Making do and mending in the 50s
- lisaluger
- Dec 12, 2020
- 4 min read
Updated: Jul 16, 2023
LL-De: When I was a child, my mother sometimes complained that I was never satisfied with what I had. It wasn’t about toys, but mostly it had to do with my clothes. I was fed up and complained bitterly when I had to wear the old washed-out clothes or jumpers I inherited from my big sister or cousins once again. Of course, this fate is still shared by the youngest members of the family today, but back then, when sewing or buying clothes, long-term or multiple use was already planned.
Old skills and a new Zeitgeist
Commonly there was a long hem on the skirt, which became narrower and narrower as I grew. Side seams were also lavish so an adjustment to the width was also easy.
But I looked sceptically at this practice. I preferred to be dressed as neatly as my school friend Lizzy. She was the only girl in the family and always very nicely dressed, with nice new dresses over her petticoats, new stockings and matching shoes.

Next to her, I felt like a clodhopper. My clothes, even when I put them on clean, were dirty or even ruined in no time. It was probably because I was a tomboy playing in the street with my friends and definitely didn’t give a thought to my new stockings. I wanted to win the race on my roller skates, not look pretty and come second. In the heat of the moment, I regularly fell to my knees and my stockings had big holes in them. Anyway, my knees were used to being scraped. But the sad thing was that instead of getting a pair of new stockings, as Lizzy’s mother would certainly have done, my mother painstakingly darned the stockings to make them fit for the rest of the season. There were no new ones, like at my girlfriend’s. But, there again, she never fell or skated.
My mother explained my dissatisfaction not only with being the youngest of four children but also with the era I was born into. While my older brothers and sisters (who were apparently more content – although I remember my brothers complaining about their itchy knitwear) grew up in the post-war period (between 1946 and 1951) when nobody had any money, I was born in 1953. This was the time when the so-called economic miracle began in Germany. At that time most people were still poor and experienced only a very slowly progressing economic miracle. Others were wealthier than we perhaps because they had a business or a shop; they owned a car, went on holidays or could afford to buy new clothes for their children, like Lizzy’s parents. So, I grew up looking at better-off neighbours, comparing myself to their children and became dissatisfied.
The priorities of parents were different
My parents, especially my mother, were modest people and were less influenced by the view over the garden fence. They made the best of everything.

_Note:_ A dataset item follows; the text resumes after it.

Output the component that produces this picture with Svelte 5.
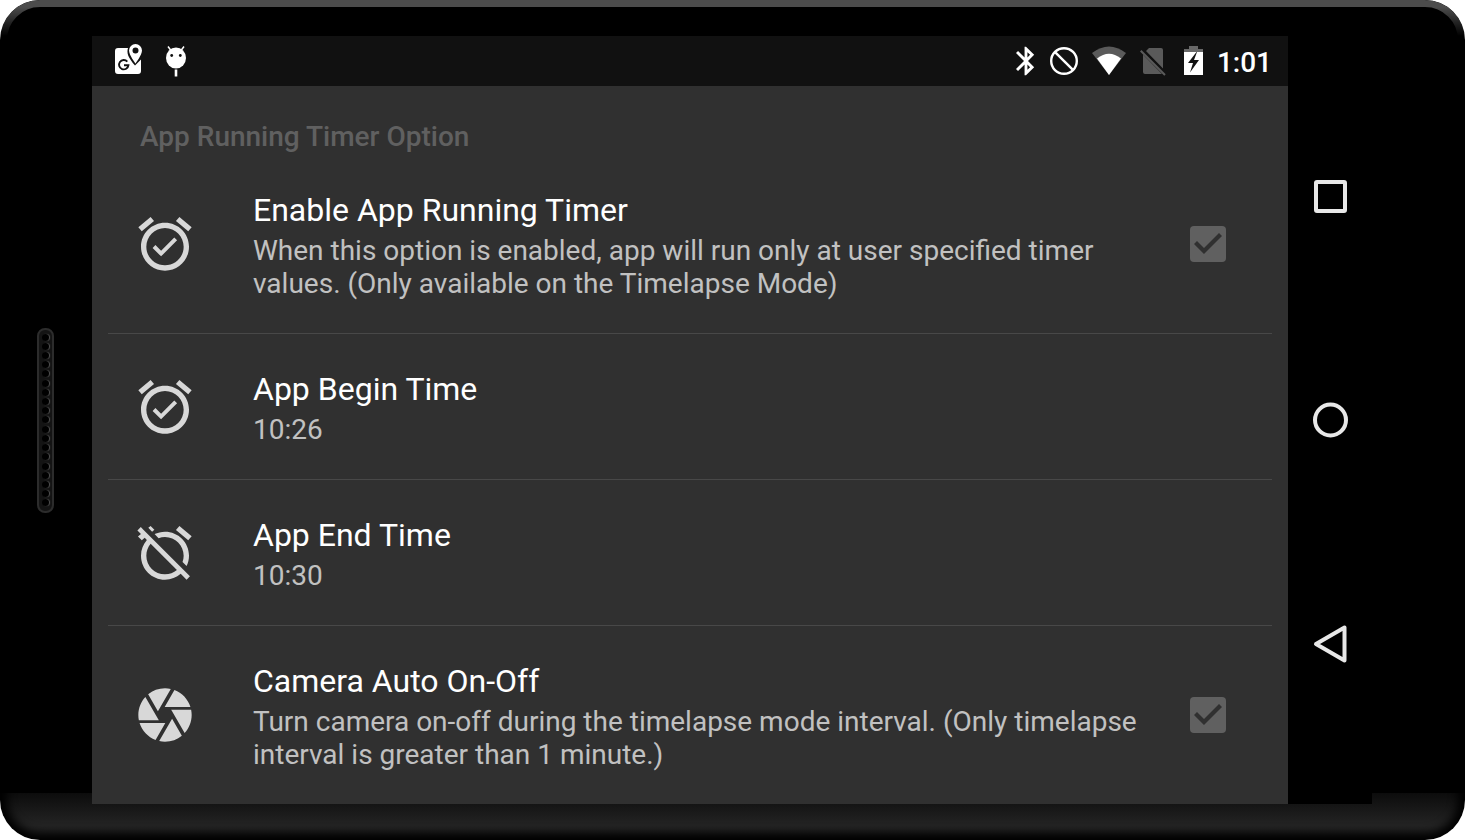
<script lang="ts">
    const icons: Record<string, string> = {
        alarmOn:
            "M22 5.72l-4.6-3.86-1.29 1.53 4.6 3.86L22 5.72zM7.88 3.39L6.6 1.86 2 5.71l1.29 1.53 4.59-3.85zM12 4c-4.97 0-9 4.03-9 9s4.02 9 9 9c4.97 0 9-4.03 9-9s-4.03-9-9-9zm0 16c-3.87 0-7-3.13-7-7s3.13-7 7-7 7 3.13 7 7-3.13 7-7 7zm-1.46-5.47L8.41 12.4l-1.06 1.06 3.18 3.18 6-6-1.06-1.06-4.93 4.95z",
        alarmOff:
            "M12 6c3.87 0 7 3.13 7 7 0 .84-.16 1.65-.43 2.4l1.52 1.52c.58-1.19.91-2.51.91-3.92 0-4.97-4.03-9-9-9-1.41 0-2.73.33-3.92.91L9.6 6.43C10.35 6.16 11.16 6 12 6zm10-.28l-4.6-3.86-1.29 1.53 4.6 3.86L22 5.72zM2.92 2.29L1.65 3.57 2.98 4.9l-1.11.93 1.42 1.42 1.11-.94.8.8C3.83 8.69 3 10.75 3 13c0 4.97 4.02 9 9 9 2.25 0 4.31-.83 5.89-2.2l2.2 2.2 1.27-1.27L3.89 3.27l-.97-.98zm13.55 16.1C15.26 19.39 13.7 20 12 20c-3.87 0-7-3.13-7-7 0-1.7.61-3.26 1.61-4.47l9.86 9.86zM8.02 3.28L6.6 1.86l-.86.71 1.42 1.42.86-.71z",
        camera:
            "M9.4 10.5l4.77-8.26C13.47 2.09 12.75 2 12 2c-2.4 0-4.6.85-6.32 2.25l3.66 6.35.06-.1zM21.54 9c-.92-2.92-3.15-5.26-6-6.34L11.88 9h9.66zm.26 1h-7.49l.29.5 4.76 8.25C21 16.97 22 14.61 22 12c0-.69-.07-1.35-.2-2zM8.54 12l-3.9-6.75C3.01 7.03 2 9.39 2 12c0 .69.07 1.35.2 2h7.49l-1.15-2zm-6.08 3c.92 2.92 3.15 5.26 6 6.34L12.12 15H2.46zm11.27 0l-3.9 6.76c.7.15 1.42.24 2.17.24 2.4 0 4.6-.85 6.32-2.25l-3.66-6.35-.93 1.6z",
    };

    const options = [
        {
            id: "timer",
            icon: "alarmOn",
            title: "Enable App Running Timer",
            summary:
                "When this option is enabled, app will run only at user specified timer values. (Only available on the Timelapse Mode)",
            check: true,
        },
        { id: "begin", icon: "alarmOn", title: "App Begin Time", summary: "10:26", check: false },
        { id: "end", icon: "alarmOff", title: "App End Time", summary: "10:30", check: false },
        {
            id: "camera",
            icon: "camera",
            title: "Camera Auto On-Off",
            summary:
                "Turn camera on-off during the timelapse mode interval. (Only timelapse interval is greater than 1 minute.)",
            check: true,
        },
    ];

    const holes = Array.from({ length: 19 }, (_, i) => i);
</script>

{#snippet rowBody(option: any)}
    <svg class="row-icon" viewBox="0 0 24 24" aria-hidden="true">
        <path d={icons[option.icon]} />
    </svg>
    <span class="text">
        <span class="title">{option.title}</span>
        <span class="summary">{option.summary}</span>
    </span>
{/snippet}

<div class="device">
    <div class="bezel">
        <div class="speaker">
            {#each holes as hole (hole)}
                <span class="hole"></span>
            {/each}
        </div>
    </div>

    <main class="screen">
        <header class="status-bar">
            <div class="notifications">
                <svg width="28" height="36" viewBox="0 0 28 36" aria-hidden="true">
                    <path
                        fill="#fff"
                        d="M3 5H13C11.500 10 13 14.500 20 22.500L26 16.500V28Q26 31 23 31H3Q0 31 0 28V8Q0 5 3 5Z"
                    />
                    <path
                        fill="#fff"
                        fill-rule="evenodd"
                        d="M20.500 1a6.500 6.500 0 0 0-6.500 6.500C14 12 20.500 20.500 20.500 20.500S27 12 27 7.500A6.500 6.500 0 0 0 20.500 1zm0 3.500a3 3 0 1 1 0 6 3 3 0 0 1 0-6z"
                    />
                    <path
                        fill="none"
                        stroke="#111"
                        stroke-width="1.900"
                        d="M12.300 18.600A4.700 4.700 0 1 0 13.400 22.300H9"
                    />
                </svg>
                <svg width="20" height="34" viewBox="0 0 20 34" aria-hidden="true">
                    <path fill="none" stroke="#fff" stroke-width="1.500" d="M2 2.500l3 4M18 2.500l-3 4" />
                    <ellipse cx="10" cy="14" rx="10" ry="10.500" fill="#fff" />
                    <circle cx="5.700" cy="11.500" r="1.400" fill="#111" />
                    <circle cx="14.300" cy="11.500" r="1.400" fill="#111" />
                    <path fill="#fff" d="M8.700 25.500h2.600v7H8.700z" />
                </svg>
            </div>
            <div class="system">
                <svg width="20" height="30" viewBox="5 2 14 20" fill="#fff" aria-hidden="true">
                    <path
                        d="M17.710 7.710L12 2h-1v7.590L6.410 5 5 6.410 10.590 12 5 17.590 6.410 19 11 14.410V22h1l5.710-5.710-4.300-4.290 4.300-4.290zM13 5.830l1.880 1.880L13 9.590V5.830zm1.880 10.460L13 18.170v-3.760l1.880 1.880z"
                    />
                </svg>
                <svg width="28" height="30" viewBox="1 0 28 30" fill="none" stroke="#fff" stroke-width="2.400" aria-hidden="true">
                    <circle cx="15" cy="15" r="12.800" />
                    <path d="M5.800 5.800l18.400 18.400" />
                </svg>
                <svg width="34" height="30" viewBox="0 0 34 30" aria-hidden="true">
                    <path fill="#5a5a5a" d="M0 7Q17-6 34 7L17 29z" />
                    <path fill="#fff" d="M5 12.500Q17 3 29 12.500L17 29z" />
                </svg>
                <svg width="30" height="30" viewBox="0 0 30 30" aria-hidden="true">
                    <path fill="#5a5a5a" d="M9 2H21Q23 2 23 4V22.500L6 5zM3 8.500L22 28H5Q3 28 3 26z" />
                    <path fill="none" stroke="#5a5a5a" stroke-width="2" d="M.7 4.700L25 29" />
                </svg>
                <svg width="19" height="30" viewBox="0 0 19 30" aria-hidden="true">
                    <path fill="#686868" d="M5 0h9v3h5v3H0V3h5z" />
                    <path fill="#fff" d="M0 6h19v23H0z" />
                    <path fill="#111" d="M12.500 6L4 17h5L6 26.500 15 14h-5l3-8z" />
                </svg>
                <time class="clock">1:01</time>
            </div>
        </header>

        <h1 class="category">App Running Timer Option</h1>
        <ul class="options">
            {#each options as option (option.id)}
                <li>
                    {#if option.check}
                        <label class="row" for={option.id}>
                            {@render rowBody(option)}
                            <input class="check" id={option.id} type="checkbox" checked disabled />
                        </label>
                    {:else}
                        <button class="row" type="button">{@render rowBody(option)}</button>
                    {/if}
                </li>
            {/each}
        </ul>
    </main>

    <nav class="nav">
        <button type="button" aria-label="Recent apps">
            <svg viewBox="0 0 40 40"><rect x="6" y="6" width="29" height="29" rx="1" /></svg>
        </button>
        <button type="button" aria-label="Home">
            <svg viewBox="0 0 40 40"><circle cx="20.500" cy="20" r="15.500" /></svg>
        </button>
        <button type="button" aria-label="Back">
            <svg viewBox="0 0 40 40"><path d="M34.500 3.500V36.500L6 20z" /></svg>
        </button>
    </nav>
</div>

<style>
    :global(body) {
        background: #fff;
    }

    .device {
        position: relative;
        box-sizing: border-box;
        min-height: 100vh;
        padding: 36px 93px 36px 0;
        display: flex;
        border-radius: 40px;
        background: linear-gradient(#0c0c0c, #242424 70%, #202020) bottom / 100% 47px no-repeat #000;
        box-shadow: inset 0 0 10px 7px #000;
        font-family: Roboto, sans-serif;
    }

    /* light catching the top edge of the frame */
    .device::before {
        content: "";
        position: absolute;
        inset: 0;
        border: 7px solid #4c4c4c;
        border-radius: 40px;
        mask-image: linear-gradient(#000 7px, transparent 36px);
        pointer-events: none;
    }

    .bezel {
        width: 92px;
        flex-shrink: 0;
        display: flex;
        align-items: center;
    }

    .speaker {
        box-sizing: border-box;
        width: 17px;
        height: 185px;
        margin-left: 37px;
        padding: 4px 0;
        display: flex;
        flex-direction: column;
        align-items: center;
        justify-content: space-between;
        border: 2px solid #2c2c2c;
        border-radius: 8px;
        background: #141414;
    }

    .hole {
        width: 7px;
        height: 7px;
        border-radius: 50%;
        background: #000;
        box-shadow: 1px 0 1px #555;
    }

    .screen {
        flex: 1;
        min-width: 0;
        background: #303030;
        color: #fff;
    }

    .status-bar {
        height: 50px;
        padding: 0 16px 0 23px;
        display: flex;
        align-items: center;
        justify-content: space-between;
        background: #111;
    }

    .notifications {
        display: flex;
        align-items: center;
        gap: 23px;
    }

    .system {
        display: flex;
        align-items: center;
        gap: 14px;
    }

    .clock {
        padding-top: 4px;
        font-size: 28px;
        line-height: 32px;
        font-weight: 500;
    }

    .category {
        margin: 0;
        padding: 34px 48px 2px;
        font-size: 28px;
        line-height: 33px;
        font-weight: 500;
        color: #606060;
    }

    .options {
        margin: 0 16px;
        padding: 0;
        list-style: none;
    }

    .options li + li {
        border-top: 1px solid #484848;
    }

    .row {
        box-sizing: border-box;
        width: 100%;
        padding: 33px 46px 33px 25px;
        display: flex;
        align-items: center;
        border: 0;
        background: none;
        color: inherit;
        font-family: inherit;
        text-align: left;
    }

    .row-icon {
        width: 64px;
        height: 64px;
        margin-right: 56px;
        flex-shrink: 0;
        fill: #d8d8d8;
    }

    .text {
        flex: 1;
        padding-top: 3px;
        display: flex;
        flex-direction: column;
        gap: 5px;
    }

    .title {
        font-size: 32px;
        line-height: 38px;
    }

    .summary {
        font-size: 28px;
        line-height: 33px;
        color: #c1c1c1;
    }

    .check {
        appearance: none;
        width: 36px;
        height: 36px;
        margin: 0 0 0 40px;
        flex-shrink: 0;
        border-radius: 4px;
        background: #606060;
    }

    .check:checked::before {
        content: "";
        display: block;
        height: 36px;
        background: #303030;
        clip-path: polygon(14px 28px, 4px 18px, 7px 15px, 14px 22px, 29px 7px, 32px 10px);
    }

    .nav {
        width: 84px;
        flex-shrink: 0;
        display: flex;
        flex-direction: column;
        justify-content: center;
        gap: 140px;
        background: #000;
    }

    .nav button {
        height: 84px;
        padding: 0;
        display: flex;
        align-items: center;
        justify-content: center;
        border: 0;
        background: none;
    }

    .nav svg {
        width: 40px;
        height: 40px;
        fill: none;
        stroke: #e8e8e8;
        stroke-width: 4;
        stroke-linejoin: round;
    }
</style>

I remember once when I got a new blue coat with a small fur collar. I was very proud and wore it to church on Sunday mornings. Finally, I had a brand-new coat and just for me! Little did I know that my mother and my cousin had made this coat from the old coat of one of my aunts. They turned the fabric over and sewed a nice little coat for me. Sewing was cheaper than buying, and the old fabrics of that time were still good enough to make new clothes out of. It was all a question of quality.

Why throw away a nice jumper just because it had a hole at the elbow or had become thinner? No problem! With a piece of fabric or leather, the clothes were repaired and given a new life. A hole could be artfully repaired with needle and thread so that the jumper could be worn for at least another 5 years. And even then, the jumper was most likely ripped up and socks, gloves or scarves were knitted from the recovered wool.
Make the best of what you’ve got
The economic miracle was of course also evident to our family. We were able to buy a house as part of a programme by the Catholic Church to support families with many children. We were now homeowners, but that did not mean that we could afford a car or go on holiday.
My father continued to cycle to work every day on his old bicycle and returned home for lunch, then cycled back to work. Every day he went to the office dressed in a nicely starched, ironed shirt and his favourite leather trousers, as he had done for decades. He was satisfied with this and always felt appropriately dressed.
However, economic development also affected social norms about what to wear and what not to wear at work. My father was very offended when his boss called him one day and asked him to wear a suit instead of his leather trousers in the office in future. This request was not the only reason for crossing swords, but soon afterwards, my father left this company to work in a different environment.
Later, when my father no longer fit into these leather trousers, my mum cut his much-loved Lederhosen into pieces and made leather soles which she sewed onto knitted socks to make nice warm slippers for us all.